* **Short problem**
Quote each line of the material verbatim, without the pictures.

* **Data block**
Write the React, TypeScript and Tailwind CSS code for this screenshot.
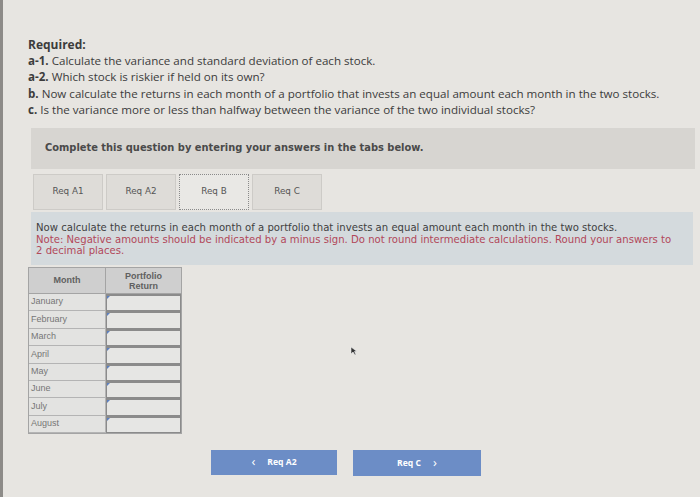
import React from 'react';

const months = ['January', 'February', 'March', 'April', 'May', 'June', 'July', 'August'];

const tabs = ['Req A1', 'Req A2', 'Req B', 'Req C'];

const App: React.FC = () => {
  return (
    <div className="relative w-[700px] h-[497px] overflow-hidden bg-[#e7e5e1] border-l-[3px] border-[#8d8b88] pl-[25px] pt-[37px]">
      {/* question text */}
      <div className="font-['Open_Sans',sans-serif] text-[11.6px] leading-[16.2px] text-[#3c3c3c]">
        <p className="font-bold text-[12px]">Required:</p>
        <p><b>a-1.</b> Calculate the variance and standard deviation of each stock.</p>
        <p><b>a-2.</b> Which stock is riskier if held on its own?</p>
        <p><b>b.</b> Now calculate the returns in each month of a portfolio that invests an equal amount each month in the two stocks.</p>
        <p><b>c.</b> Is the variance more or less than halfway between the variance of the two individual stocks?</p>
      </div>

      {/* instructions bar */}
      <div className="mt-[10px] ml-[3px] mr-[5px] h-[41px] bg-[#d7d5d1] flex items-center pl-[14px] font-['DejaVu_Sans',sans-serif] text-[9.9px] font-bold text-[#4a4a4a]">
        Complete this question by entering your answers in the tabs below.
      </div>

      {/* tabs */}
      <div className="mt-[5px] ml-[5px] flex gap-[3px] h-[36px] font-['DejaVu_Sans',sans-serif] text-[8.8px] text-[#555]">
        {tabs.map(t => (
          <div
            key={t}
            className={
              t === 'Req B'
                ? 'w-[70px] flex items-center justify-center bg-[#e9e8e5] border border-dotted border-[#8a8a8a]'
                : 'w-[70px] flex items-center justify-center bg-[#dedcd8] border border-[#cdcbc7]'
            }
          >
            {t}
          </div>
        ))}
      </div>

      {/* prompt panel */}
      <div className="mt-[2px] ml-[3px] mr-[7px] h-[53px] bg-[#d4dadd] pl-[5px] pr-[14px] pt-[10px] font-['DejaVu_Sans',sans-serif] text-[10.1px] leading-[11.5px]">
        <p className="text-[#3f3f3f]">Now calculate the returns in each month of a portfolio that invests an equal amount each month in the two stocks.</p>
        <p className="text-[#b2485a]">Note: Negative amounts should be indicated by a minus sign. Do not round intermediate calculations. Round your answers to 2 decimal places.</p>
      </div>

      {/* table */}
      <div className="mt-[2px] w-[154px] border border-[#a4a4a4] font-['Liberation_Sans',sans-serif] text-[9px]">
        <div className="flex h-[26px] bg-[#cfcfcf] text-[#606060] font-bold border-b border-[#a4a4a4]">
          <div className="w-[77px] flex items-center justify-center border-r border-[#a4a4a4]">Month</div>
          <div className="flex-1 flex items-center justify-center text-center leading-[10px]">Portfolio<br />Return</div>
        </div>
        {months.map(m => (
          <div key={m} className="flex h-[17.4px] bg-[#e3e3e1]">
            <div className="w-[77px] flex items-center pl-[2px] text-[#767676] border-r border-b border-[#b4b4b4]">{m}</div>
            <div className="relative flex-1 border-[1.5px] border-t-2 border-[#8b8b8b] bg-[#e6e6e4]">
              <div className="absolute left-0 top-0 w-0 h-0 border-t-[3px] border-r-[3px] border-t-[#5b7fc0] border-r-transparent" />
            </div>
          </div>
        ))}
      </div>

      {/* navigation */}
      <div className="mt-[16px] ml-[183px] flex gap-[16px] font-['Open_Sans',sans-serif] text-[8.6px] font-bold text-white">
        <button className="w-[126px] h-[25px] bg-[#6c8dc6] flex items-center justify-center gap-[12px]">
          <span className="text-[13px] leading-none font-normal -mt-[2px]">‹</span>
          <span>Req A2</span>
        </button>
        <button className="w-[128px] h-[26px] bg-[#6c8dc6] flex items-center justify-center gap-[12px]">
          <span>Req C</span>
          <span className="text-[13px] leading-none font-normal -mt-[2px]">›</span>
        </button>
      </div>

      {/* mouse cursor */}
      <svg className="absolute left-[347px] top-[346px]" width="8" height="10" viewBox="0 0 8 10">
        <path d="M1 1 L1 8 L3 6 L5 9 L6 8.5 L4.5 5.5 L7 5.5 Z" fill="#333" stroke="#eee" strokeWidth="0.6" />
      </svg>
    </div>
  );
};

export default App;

* **Response**
Write the React, TypeScript and Tailwind CSS code for this screenshot.
import React from 'react';

const months = ['January', 'February', 'March', 'April', 'May', 'June', 'July', 'August'];

const tabs = ['Req A1', 'Req A2', 'Req B', 'Req C'];

const App: React.FC = () => {
  return (
    <div className="relative w-[700px] h-[497px] overflow-hidden bg-[#e7e5e1] border-l-[3px] border-[#8d8b88] pl-[25px] pt-[37px]">
      {/* question text */}
      <div className="font-['Open_Sans',sans-serif] text-[11.6px] leading-[16.2px] text-[#3c3c3c]">
        <p className="font-bold text-[12px]">Required:</p>
        <p><b>a-1.</b> Calculate the variance and standard deviation of each stock.</p>
        <p><b>a-2.</b> Which stock is riskier if held on its own?</p>
        <p><b>b.</b> Now calculate the returns in each month of a portfolio that invests an equal amount each month in the two stocks.</p>
        <p><b>c.</b> Is the variance more or less than halfway between the variance of the two individual stocks?</p>
      </div>

      {/* instructions bar */}
      <div className="mt-[10px] ml-[3px] mr-[5px] h-[41px] bg-[#d7d5d1] flex items-center pl-[14px] font-['DejaVu_Sans',sans-serif] text-[9.9px] font-bold text-[#4a4a4a]">
        Complete this question by entering your answers in the tabs below.
      </div>

      {/* tabs */}
      <div className="mt-[5px] ml-[5px] flex gap-[3px] h-[36px] font-['DejaVu_Sans',sans-serif] text-[8.8px] text-[#555]">
        {tabs.map(t => (
          <div
            key={t}
            className={
              t === 'Req B'
                ? 'w-[70px] flex items-center justify-center bg-[#e9e8e5] border border-dotted border-[#8a8a8a]'
                : 'w-[70px] flex items-center justify-center bg-[#dedcd8] border border-[#cdcbc7]'
            }
          >
            {t}
          </div>
        ))}
      </div>

      {/* prompt panel */}
      <div className="mt-[2px] ml-[3px] mr-[7px] h-[53px] bg-[#d4dadd] pl-[5px] pr-[14px] pt-[10px] font-['DejaVu_Sans',sans-serif] text-[10.1px] leading-[11.5px]">
        <p className="text-[#3f3f3f]">Now calculate the returns in each month of a portfolio that invests an equal amount each month in the two stocks.</p>
        <p className="text-[#b2485a]">Note: Negative amounts should be indicated by a minus sign. Do not round intermediate calculations. Round your answers to 2 decimal places.</p>
      </div>

      {/* table */}
      <div className="mt-[2px] w-[154px] border border-[#a4a4a4] font-['Liberation_Sans',sans-serif] text-[9px]">
        <div className="flex h-[26px] bg-[#cfcfcf] text-[#606060] font-bold border-b border-[#a4a4a4]">
          <div className="w-[77px] flex items-center justify-center border-r border-[#a4a4a4]">Month</div>
          <div className="flex-1 flex items-center justify-center text-center leading-[10px]">Portfolio<br />Return</div>
        </div>
        {months.map(m => (
          <div key={m} className="flex h-[17.4px] bg-[#e3e3e1]">
            <div className="w-[77px] flex items-center pl-[2px] text-[#767676] border-r border-b border-[#b4b4b4]">{m}</div>
            <div className="relative flex-1 border-[1.5px] border-t-2 border-[#8b8b8b] bg-[#e6e6e4]">
              <div className="absolute left-0 top-0 w-0 h-0 border-t-[3px] border-r-[3px] border-t-[#5b7fc0] border-r-transparent" />
            </div>
          </div>
        ))}
      </div>

      {/* navigation */}
      <div className="mt-[16px] ml-[183px] flex gap-[16px] font-['Open_Sans',sans-serif] text-[8.6px] font-bold text-white">
        <button className="w-[126px] h-[25px] bg-[#6c8dc6] flex items-center justify-center gap-[12px]">
          <span className="text-[13px] leading-none font-normal -mt-[2px]">‹</span>
          <span>Req A2</span>
        </button>
        <button className="w-[128px] h-[26px] bg-[#6c8dc6] flex items-center justify-center gap-[12px]">
          <span>Req C</span>
          <span className="text-[13px] leading-none font-normal -mt-[2px]">›</span>
        </button>
      </div>

      {/* mouse cursor */}
      <svg className="absolute left-[347px] top-[346px]" width="8" height="10" viewBox="0 0 8 10">
        <path d="M1 1 L1 8 L3 6 L5 9 L6 8.5 L4.5 5.5 L7 5.5 Z" fill="#333" stroke="#eee" strokeWidth="0.6" />
      </svg>
    </div>
  );
};

export default App;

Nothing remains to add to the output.